At 3:27 AM, Blogger XaninhA said...

Se há coisa que sempre me deu imenso prazer - desde que me lembro - essa coisa é acordar cedo. Adoro as manhãs e são quase sempre a parte mais produtiva do meu dia (em casa ou no trabalho). Até costumava dizer que devia acordar sempre em casa da minha avó, para lá passar as manhãs, porque me cheiravam à minha infância. Nessa altura, também me diziam para não me sujar e para ter cuidado onde punha os pés, mas a verdade é que dia sim, dia não andava com os joelhos esfolados lol. Lembro-me de, nas manhãs da minha infância, ir à praça com a minha avó ou, aos sábados, ficar na cama a ver desenhos animados.
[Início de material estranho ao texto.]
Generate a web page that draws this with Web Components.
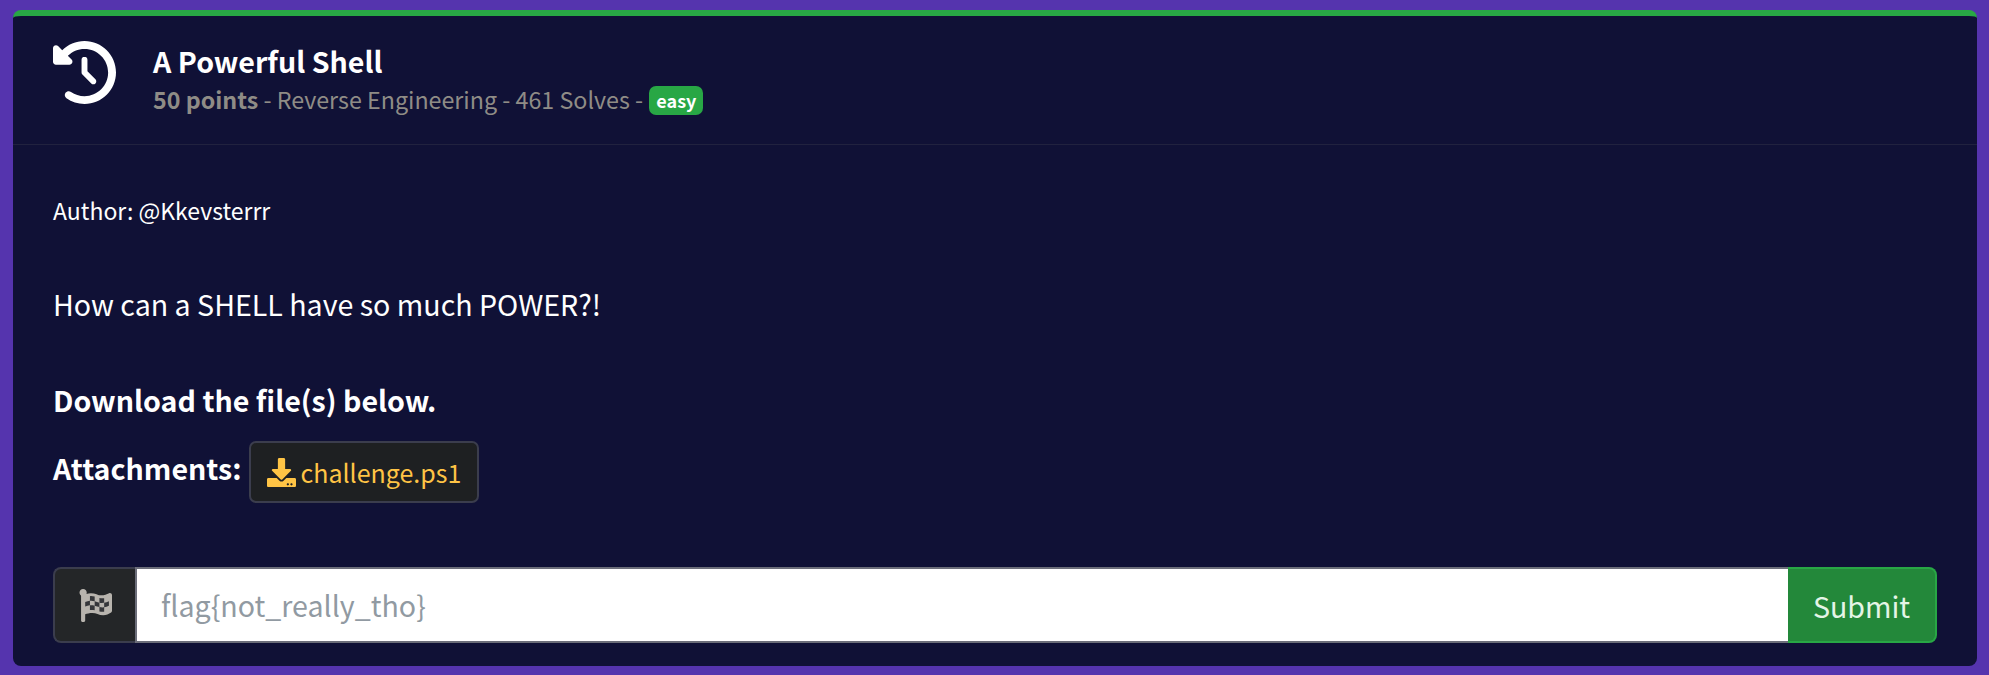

Também recordo as manhãs em que ia para a escola primária e bebia o leite com chocolate no recreio. Foi no conjunto dessas manhãs que eu cresci. E talvez seja por isso que ainda hoje gosto das manhãs*

 
At 3:28 AM, Blogger XaninhA said...

Agora que reli, isto parece-me uma composição da primária lol :p

 
At 3:26 PM, Blogger fercris77 said...

As manhãs a mim só me davam vontade de ficar na cama. Só recentemente descobri o prazer de passear de manhã, nem que seja 5 minutos, depois de toda a gente entrar nos seus empregos. Já entraste num centro comercial quando abre? É um silêncio sepulcral. E a fnac? Dezenas de freaks à porta à espera que aquilo abra, os primeiros leitores e ouvintes de dvd da manhã.